4. The source of fires has increased: stored propane and gasoline; two FAA recognized airports; three port/boat facilities; light industry; more unattended refuse (read oil and tires); at-home generators, trailers, electric cars/ lithium batteries; more people, etc.

5. OSHA, RCW, Labor & Industry, charting, bookkeeping costs have have grown. Safety standards created more need, time and money for primary training and periodic retraining. The tools of Fire & Rescue have improved service, and with those new tools comes increased acquisition, maintenance, repair and training costs.

6. Administration has been cutting costs as much as possible while maintaining barest minimum staffing, maintaining minimum functional coverage. In the last 10 months cuts include: assistant chief position; multiple contracts have been renegotiated; and two full-time front-line staff left for more secure employment and have not been replaced.

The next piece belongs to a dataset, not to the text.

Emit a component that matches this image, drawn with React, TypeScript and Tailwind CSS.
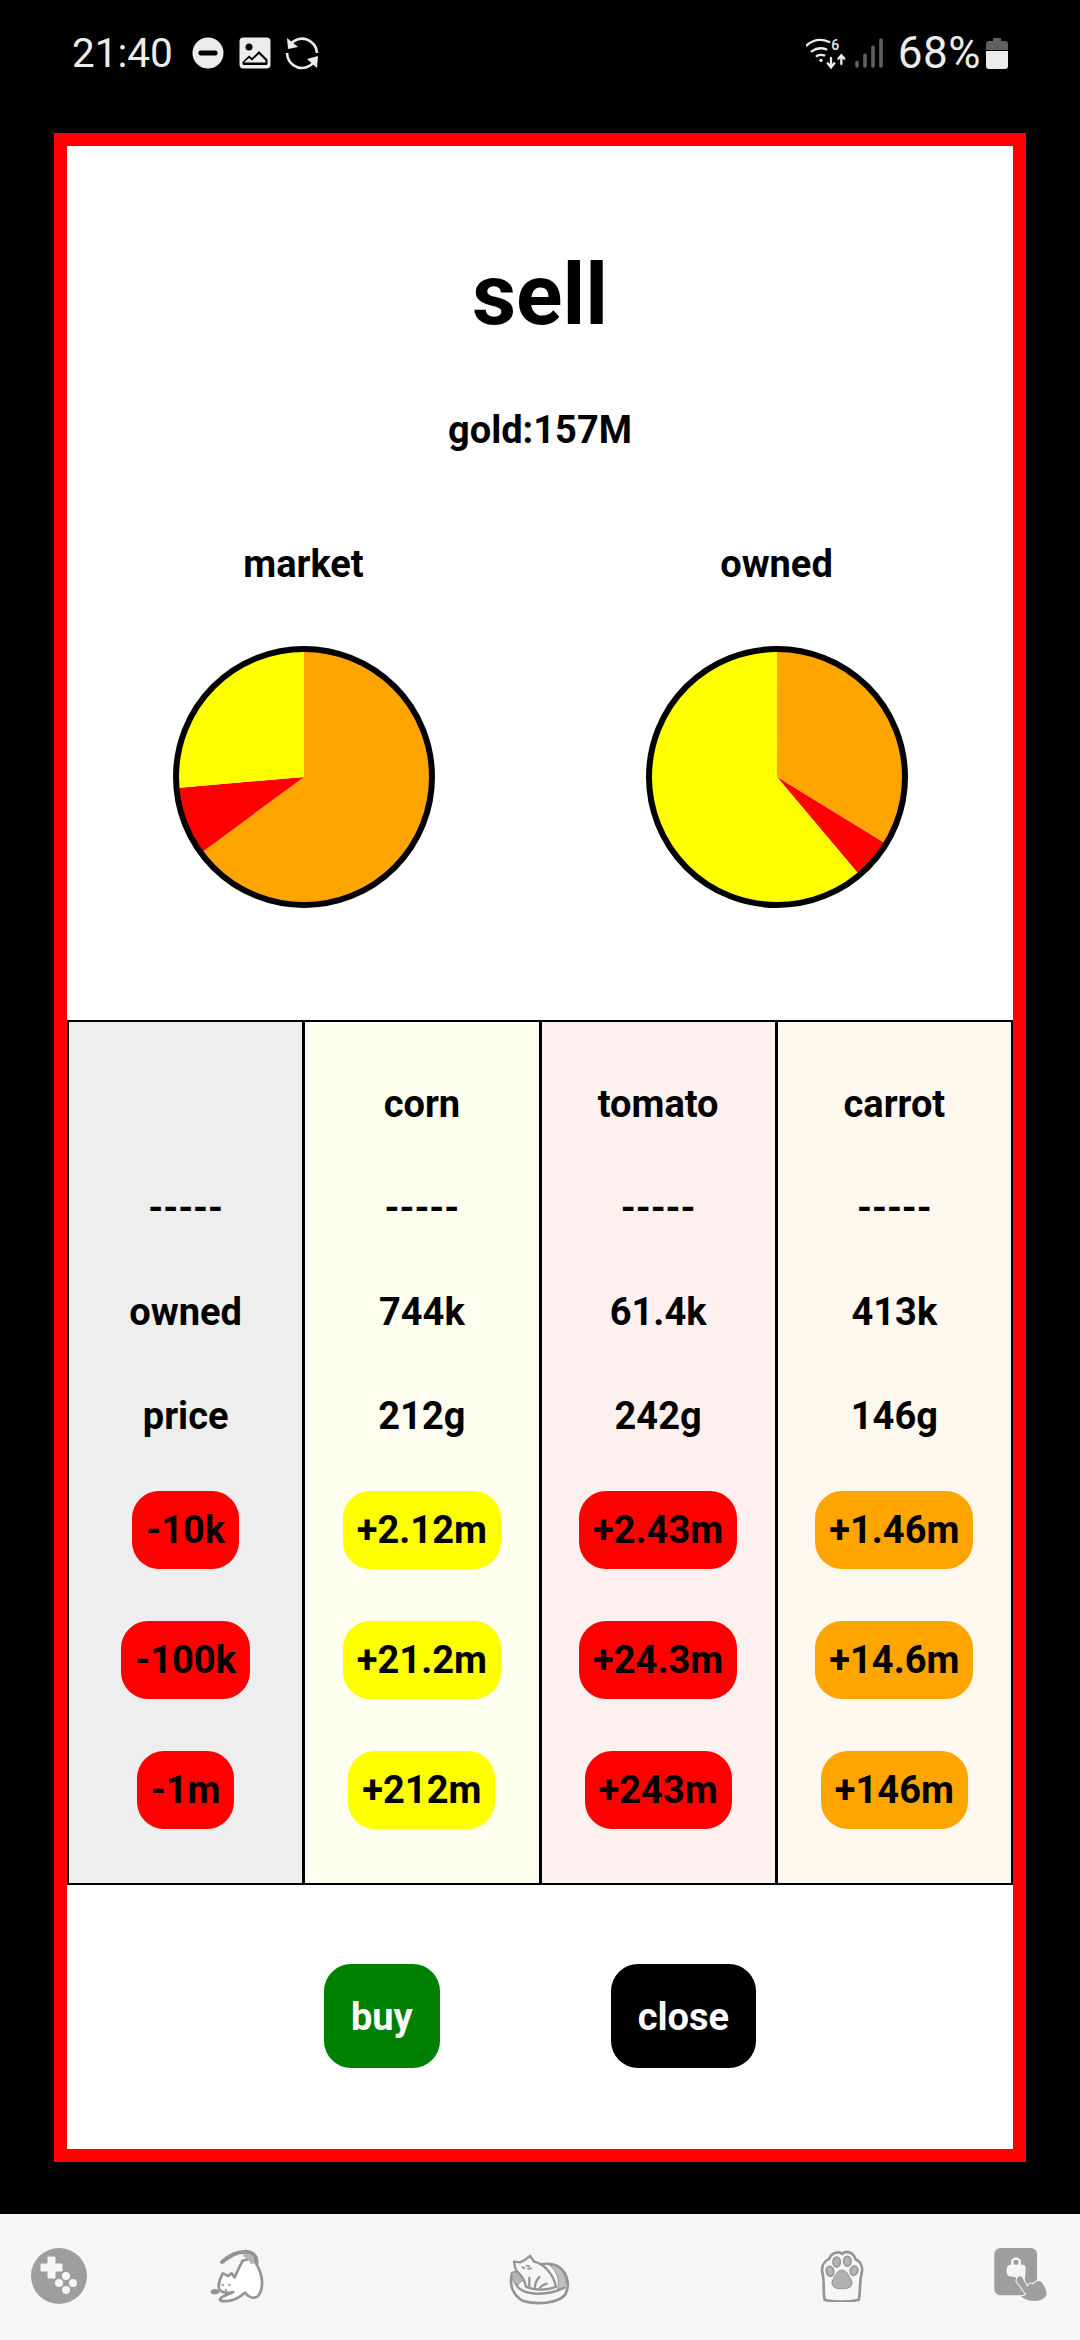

7. The Washington Survey & Rating Bureau which grades communities’ ability to prevent and fight fires for the insurance industry has increased criteria. This change has resulted in increased cost and increased potential for greater homeowner and business insurance rates.

8. FD3’s $0.29/1,000 rate is the lowest in Washington. The vast majority of fire districts have rates in a range of $0.65 to $0.85/1,000. In speaking with multiple first-response leaders I heard the current FD3 rate is: “ridiculously low,”“unsustainable” and “you’re kidding.” FD3 is asking for a levy lid lift to $.70/1,000.

Conclusion: Growth, Inflation and Initiative 747 and its sequelae have dramatically depleted the revenue side of FD3 ledger, resulting in: no replacement of needed staff and equipment; no capital resource investment; more difficulty achieving best response times; and the real possibility of increased fire/disaster insurance rates.

Why this levy lift? In order to achieve and maintain appropriate staffing, better position our resources to serve and create a logical long-term plan to best serve current and future generational needs, I voted for a reasonable rate of $0.70/1,000.

The risk is too great not to move forward.